Key models: The Bishop oxford ($220-250, black, three-eye classic) is the one dress shoe you need. The Palace derby ($200-230, brown, more casual) pairs well with chinos and odd trousers.
Fit note: Loake runs slightly large. Go down half a size from your regular dress shoe size. Break-in takes about 10 wears — wear them around the house first.
8. Makr — Minimalist Leather Goods Done Right
Price range: Wallets $60-100, totes $150-250, belts $60-80 Best for: Daily carry, commuting Best for body type: All
Makr is a small Florida-based brand making minimalist leather goods from Italian vegetable-tanned leather and American Horween leather. No logos, no gimmicks, no unnecessary hardware. The leather develops a patina that's uniquely yours over years of use.

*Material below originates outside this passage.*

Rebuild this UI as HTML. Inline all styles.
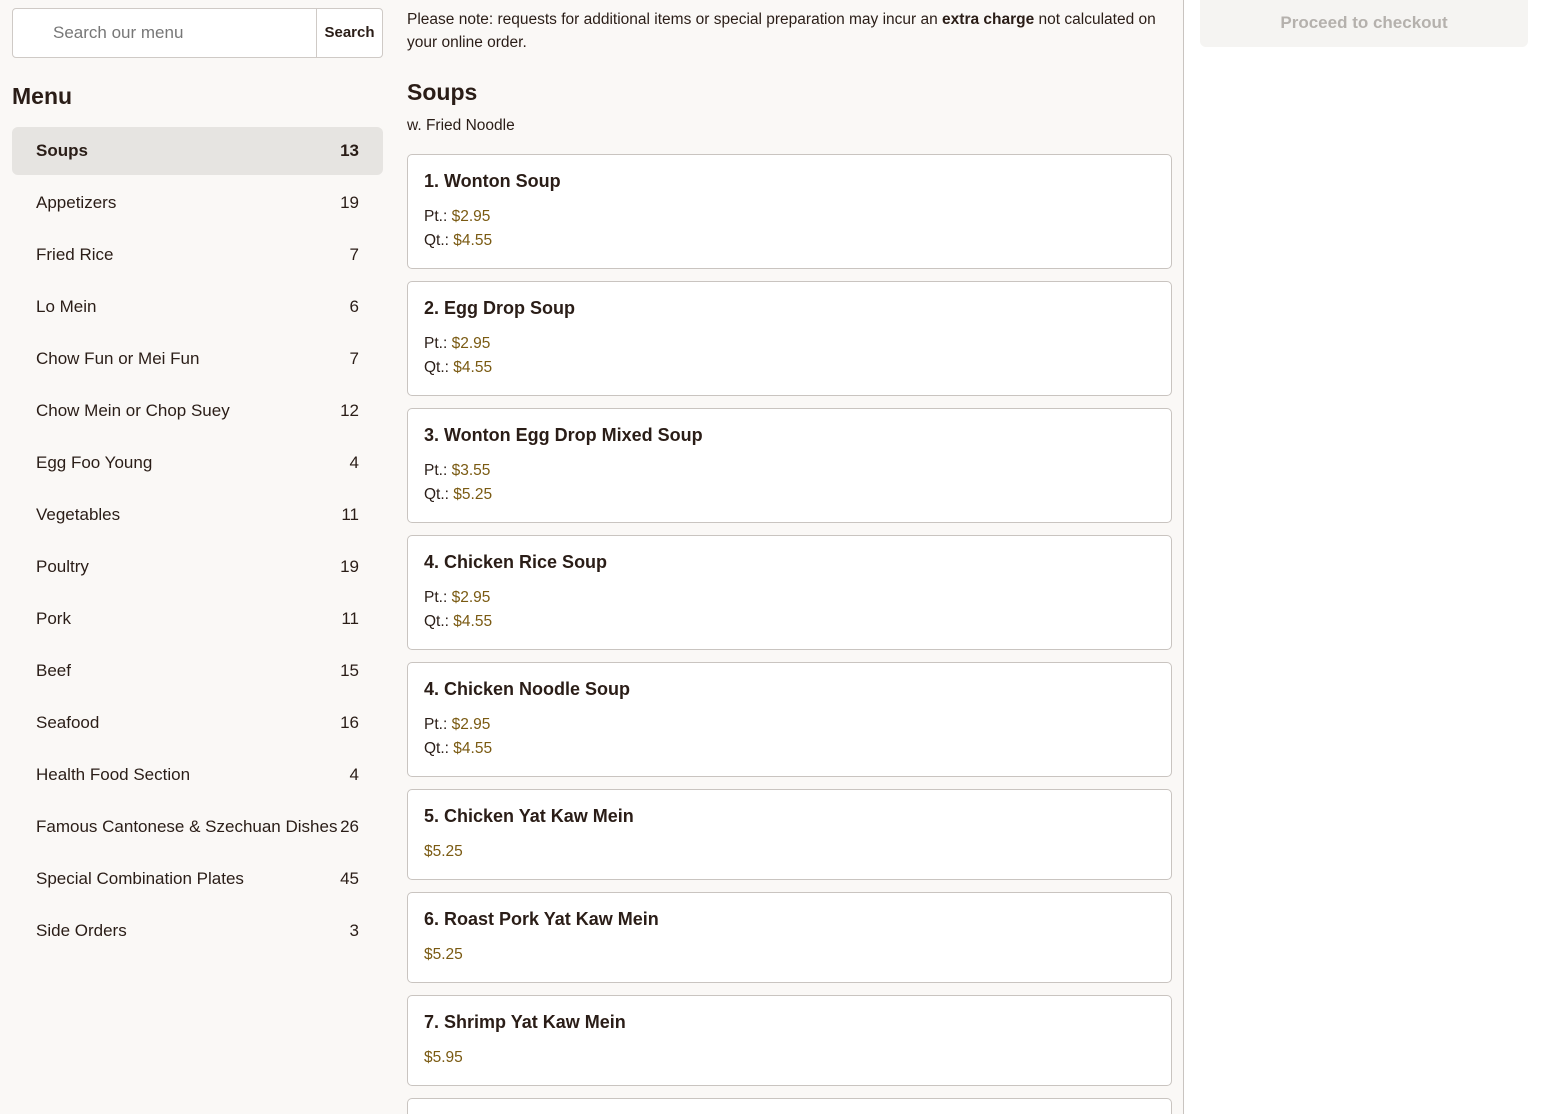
<!DOCTYPE html>
<html style="overflow:hidden;height:1114px"><head><style>
*{box-sizing:border-box;margin:0;padding:0}
body{width:1544px;height:1114px;overflow:hidden;background:#faf8f6;font-family:"Liberation Sans",sans-serif;color:#2a1d17;position:relative}
.search{position:absolute;left:12px;top:8px;width:371px;height:50px;border:1px solid #cfcac6;border-radius:4px;background:#fff}
.search .ph{position:absolute;left:40px;top:14px;font-size:17px;color:#777}
.search .btn{position:absolute;right:0;top:0;width:66px;height:48px;border-left:1px solid #cfcac6;font-size:15px;font-weight:bold;text-align:center;line-height:48px}
h2.menu{position:absolute;left:12px;top:83px;font-size:23px;font-weight:bold}
.cat{position:absolute;left:12px;width:371px;height:48px;font-size:17px;line-height:48px;padding:0 24px}
.cat span{float:right}
.cat.act{background:#e6e4e1;border-radius:6px;font-weight:bold}
.note{position:absolute;left:407px;top:8px;width:755px;font-size:15.5px;line-height:23px}
h2.sec{position:absolute;left:407px;top:79px;font-size:23px;font-weight:bold}
.sub{position:absolute;left:407px;top:117px;font-size:15.5px}
.card{position:absolute;left:407px;width:765px;border:1px solid #c9c4c0;border-radius:5px;background:#fff;padding:16px 16px}
.card h3{font-size:18px;font-weight:bold;margin-bottom:13px}
.card p{font-size:15.5px;line-height:24px}
.card b{font-weight:normal;color:#7a5a12}
.vl{position:absolute;left:1183px;top:0;width:1px;height:1114px;background:#c9c4c0}
.rp{position:absolute;left:1184px;top:0;width:360px;height:1114px;background:#fff}
.co{position:absolute;left:1200px;top:0;width:328px;height:47px;background:#f5f4f2;border-radius:0 0 6px 6px;text-align:center;line-height:46px;font-size:17px;font-weight:bold;color:#b5b1ad}
</style></head><body>
<div class="search"><div class="ph">Search our menu</div><div class="btn">Search</div></div>
<h2 class="menu">Menu</h2>
<div class="cat act" style="top:127px">Soups<span>13</span></div>
<div class="cat" style="top:179px">Appetizers<span>19</span></div>
<div class="cat" style="top:231px">Fried Rice<span>7</span></div>
<div class="cat" style="top:283px">Lo Mein<span>6</span></div>
<div class="cat" style="top:335px">Chow Fun or Mei Fun<span>7</span></div>
<div class="cat" style="top:387px">Chow Mein or Chop Suey<span>12</span></div>
<div class="cat" style="top:439px">Egg Foo Young<span>4</span></div>
<div class="cat" style="top:491px">Vegetables<span>11</span></div>
<div class="cat" style="top:543px">Poultry<span>19</span></div>
<div class="cat" style="top:595px">Pork<span>11</span></div>
<div class="cat" style="top:647px">Beef<span>15</span></div>
<div class="cat" style="top:699px">Seafood<span>16</span></div>
<div class="cat" style="top:751px">Health Food Section<span>4</span></div>
<div class="cat" style="top:803px">Famous Cantonese &amp; Szechuan Dishes<span>26</span></div>
<div class="cat" style="top:855px">Special Combination Plates<span>45</span></div>
<div class="cat" style="top:907px">Side Orders<span>3</span></div>

<div class="note">Please note: requests for additional items or special preparation may incur an <strong>extra charge</strong> not calculated on your online order.</div>
<h2 class="sec">Soups</h2>
<div class="sub">w. Fried Noodle</div>

<div class="card" style="top:154px;height:115px"><h3>1. Wonton Soup</h3><p>Pt.: <b>$2.95</b></p><p>Qt.: <b>$4.55</b></p></div>
<div class="card" style="top:281px;height:115px"><h3>2. Egg Drop Soup</h3><p>Pt.: <b>$2.95</b></p><p>Qt.: <b>$4.55</b></p></div>
<div class="card" style="top:408px;height:115px"><h3>3. Wonton Egg Drop Mixed Soup</h3><p>Pt.: <b>$3.55</b></p><p>Qt.: <b>$5.25</b></p></div>
<div class="card" style="top:535px;height:115px"><h3>4. Chicken Rice Soup</h3><p>Pt.: <b>$2.95</b></p><p>Qt.: <b>$4.55</b></p></div>
<div class="card" style="top:662px;height:115px"><h3>4. Chicken Noodle Soup</h3><p>Pt.: <b>$2.95</b></p><p>Qt.: <b>$4.55</b></p></div>
<div class="card" style="top:789px;height:91px"><h3>5. Chicken Yat Kaw Mein</h3><p><b>$5.25</b></p></div>
<div class="card" style="top:892px;height:91px"><h3>6. Roast Pork Yat Kaw Mein</h3><p><b>$5.25</b></p></div>
<div class="card" style="top:995px;height:91px"><h3>7. Shrimp Yat Kaw Mein</h3><p><b>$5.95</b></p></div>
<div class="card" style="top:1098px;height:16px;border-bottom:none;border-radius:5px 5px 0 0"></div>

<div class="rp"></div>
<div class="vl"></div>
<div class="co">Proceed to checkout</div>
</body></html>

Best buy: The Horween Leather Belt ($70, matte brass buckle — the best belt under $100) and the Ripstop Nylon Tote ($180, lightweight but tough enough for daily laptop carry).
How to Build a Capsule Wardrobe for $500
You don't need to buy all 8 brands at once. Here's a starter kit that covers every situation for $500:
| Item | Brand | Price |
|---|---|---|
| Navy blazer | SUITSUPPLY | $400-500 |
| Heavyweight tee × 2 | Uniqlo U | $30 |
| Flannel shirt | MUJI | $35 |
| Straight-leg trousers | Uniqlo U | $40 |
| Oxford shoes | Loake 1850 | $250 |
| Total | ~$500 |
That's a five-year wardrobe for the price of one designer hoodie. The difference is you'll actually want to wear everything in it.
The final piece of advice: don't buy everything at once. Buy one piece, wear it for a month, feel how it works with the rest of your closet. Then buy the next. The best affordable luxury wardrobe is built slowly, piece by piece, each one earning its place.